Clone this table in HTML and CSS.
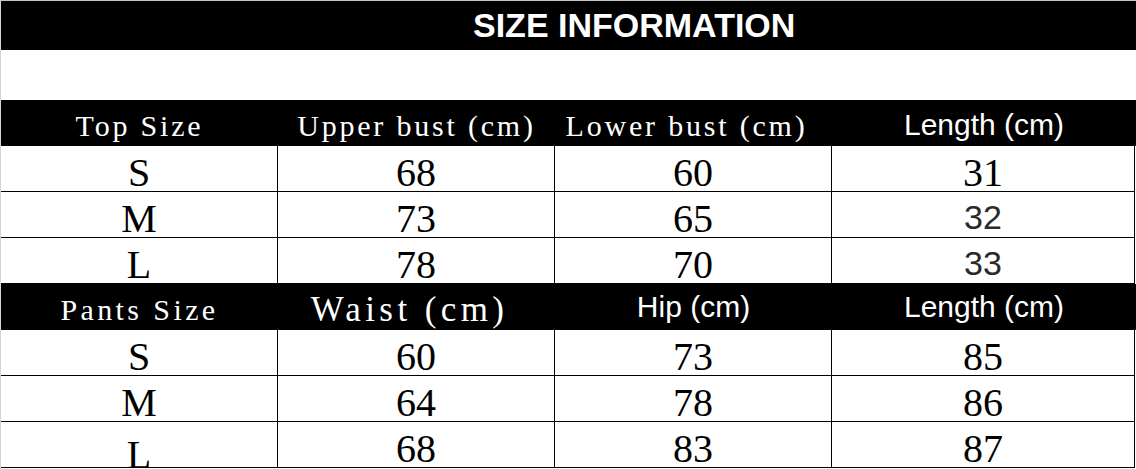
FILE: index.html
```html
<!DOCTYPE html>
<html lang="en">
<head>
<meta charset="utf-8">
<title>Size Information</title>
<link rel="stylesheet" href="styles.css">
</head>
<body>
<div class="sheet">
  <div class="title"><h1 class="title-text">SIZE INFORMATION</h1></div>
  <div class="gap"></div>

  <div class="row head">
    <div class="hd">Top Size</div>
    <div class="hd">Upper bust (cm)</div>
    <div class="hd shift">Lower bust (cm)</div>
    <div class="hs hs-top">Length (cm)</div>
  </div>
  <div class="row data">
    <div class="num">S</div>
    <div class="num">68</div>
    <div class="num">60</div>
    <div class="num">31</div>
  </div>
  <div class="row data">
    <div class="num">M</div>
    <div class="num">73</div>
    <div class="num">65</div>
    <div class="num sans">32</div>
  </div>
  <div class="row data">
    <div class="num">L</div>
    <div class="num">78</div>
    <div class="num">70</div>
    <div class="num sans">33</div>
  </div>

  <div class="row head">
    <div class="hd hd-pants">Pants Size</div>
    <div class="hd waist shift">Waist (cm)</div>
    <div class="hs">Hip (cm)</div>
    <div class="hs">Length (cm)</div>
  </div>
  <div class="row data">
    <div class="num">S</div>
    <div class="num">60</div>
    <div class="num">73</div>
    <div class="num">85</div>
  </div>
  <div class="row data">
    <div class="num">M</div>
    <div class="num">64</div>
    <div class="num">78</div>
    <div class="num">86</div>
  </div>
  <div class="row data last">
    <div class="num drop">L</div>
    <div class="num">68</div>
    <div class="num">83</div>
    <div class="num">87</div>
  </div>
</div>
</body>
</html>
```

FILE: styles.css
```css
html, body {
  margin: 0;
  padding: 0;
  background: #ffffff;
}

.sheet {
  width: 1136px;
  height: 469px;
  box-sizing: border-box;
  border-top: 1px solid #c6c6c6;
  border-left: 1px solid #d2d2e2;
  overflow: hidden;
  background: #ffffff;
}

.title {
  height: 49px;
  background: #000000;
  padding-left: 472px;
}

.title-text {
  margin: 0;
  color: #ffffff;
  font-family: "Liberation Sans", Arial, sans-serif;
  font-weight: bold;
  font-size: 34px;
  line-height: 49px;
}

.gap {
  height: 50px;
}

.row {
  display: grid;
  grid-template-columns: 277px 277px 277px 1fr;
  height: 46px;
}

.head {
  background: #000000;
  color: #ffffff;
}

.data {
  margin-right: 1px;
}

.data > div {
  box-sizing: border-box;
  height: 46px;
  border-right: 1px solid #000000;
  border-bottom: 1px solid #000000;
}

.hd {
  box-sizing: border-box;
  font-family: "Liberation Serif", "Times New Roman", serif;
  font-size: 30px;
  letter-spacing: 2.8px;
  line-height: 46px;
  padding-top: 3px;
  text-align: center;
  white-space: nowrap;
}

.hd-pants {
  letter-spacing: 3.4px;
}

.waist {
  font-size: 35px;
  letter-spacing: 4.4px;
  padding-top: 3px;
}

.shift {
  padding-right: 14px;
}

.hs {
  box-sizing: border-box;
  font-family: "Liberation Sans", Arial, sans-serif;
  font-size: 30px;
  line-height: 46px;
  text-align: center;
  white-space: nowrap;
}

.hs-top {
  padding-top: 2px;
}

.num {
  font-family: "Liberation Serif", "Times New Roman", serif;
  font-size: 40px;
  line-height: 36px;
  padding-top: 9px;
  text-align: center;
  color: #000000;
}

.sans {
  font-family: "Liberation Sans", Arial, sans-serif;
  font-size: 34px;
  color: #2a2a2a;
  padding-top: 7px;
}

.last .drop {
  padding-top: 15px;
  overflow: hidden;
}
```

Exercise aim — Omit the pictures and reproduce the listing exactly.

Expected answer —
Clone this table in HTML and CSS.
FILE: index.html
```html
<!DOCTYPE html>
<html lang="en">
<head>
<meta charset="utf-8">
<title>Size Information</title>
<link rel="stylesheet" href="styles.css">
</head>
<body>
<div class="sheet">
  <div class="title"><h1 class="title-text">SIZE INFORMATION</h1></div>
  <div class="gap"></div>

  <div class="row head">
    <div class="hd">Top Size</div>
    <div class="hd">Upper bust (cm)</div>
    <div class="hd shift">Lower bust (cm)</div>
    <div class="hs hs-top">Length (cm)</div>
  </div>
  <div class="row data">
    <div class="num">S</div>
    <div class="num">68</div>
    <div class="num">60</div>
    <div class="num">31</div>
  </div>
  <div class="row data">
    <div class="num">M</div>
    <div class="num">73</div>
    <div class="num">65</div>
    <div class="num sans">32</div>
  </div>
  <div class="row data">
    <div class="num">L</div>
    <div class="num">78</div>
    <div class="num">70</div>
    <div class="num sans">33</div>
  </div>

  <div class="row head">
    <div class="hd hd-pants">Pants Size</div>
    <div class="hd waist shift">Waist (cm)</div>
    <div class="hs">Hip (cm)</div>
    <div class="hs">Length (cm)</div>
  </div>
  <div class="row data">
    <div class="num">S</div>
    <div class="num">60</div>
    <div class="num">73</div>
    <div class="num">85</div>
  </div>
  <div class="row data">
    <div class="num">M</div>
    <div class="num">64</div>
    <div class="num">78</div>
    <div class="num">86</div>
  </div>
  <div class="row data last">
    <div class="num drop">L</div>
    <div class="num">68</div>
    <div class="num">83</div>
    <div class="num">87</div>
  </div>
</div>
</body>
</html>
```

FILE: styles.css
```css
html, body {
  margin: 0;
  padding: 0;
  background: #ffffff;
}

.sheet {
  width: 1136px;
  height: 469px;
  box-sizing: border-box;
  border-top: 1px solid #c6c6c6;
  border-left: 1px solid #d2d2e2;
  overflow: hidden;
  background: #ffffff;
}

.title {
  height: 49px;
  background: #000000;
  padding-left: 472px;
}

.title-text {
  margin: 0;
  color: #ffffff;
  font-family: "Liberation Sans", Arial, sans-serif;
  font-weight: bold;
  font-size: 34px;
  line-height: 49px;
}

.gap {
  height: 50px;
}

.row {
  display: grid;
  grid-template-columns: 277px 277px 277px 1fr;
  height: 46px;
}

.head {
  background: #000000;
  color: #ffffff;
}

.data {
  margin-right: 1px;
}

.data > div {
  box-sizing: border-box;
  height: 46px;
  border-right: 1px solid #000000;
  border-bottom: 1px solid #000000;
}

.hd {
  box-sizing: border-box;
  font-family: "Liberation Serif", "Times New Roman", serif;
  font-size: 30px;
  letter-spacing: 2.8px;
  line-height: 46px;
  padding-top: 3px;
  text-align: center;
  white-space: nowrap;
}

.hd-pants {
  letter-spacing: 3.4px;
}

.waist {
  font-size: 35px;
  letter-spacing: 4.4px;
  padding-top: 3px;
}

.shift {
  padding-right: 14px;
}

.hs {
  box-sizing: border-box;
  font-family: "Liberation Sans", Arial, sans-serif;
  font-size: 30px;
  line-height: 46px;
  text-align: center;
  white-space: nowrap;
}

.hs-top {
  padding-top: 2px;
}

.num {
  font-family: "Liberation Serif", "Times New Roman", serif;
  font-size: 40px;
  line-height: 36px;
  padding-top: 9px;
  text-align: center;
  color: #000000;
}

.sans {
  font-family: "Liberation Sans", Arial, sans-serif;
  font-size: 34px;
  color: #2a2a2a;
  padding-top: 7px;
}

.last .drop {
  padding-top: 15px;
  overflow: hidden;
}
```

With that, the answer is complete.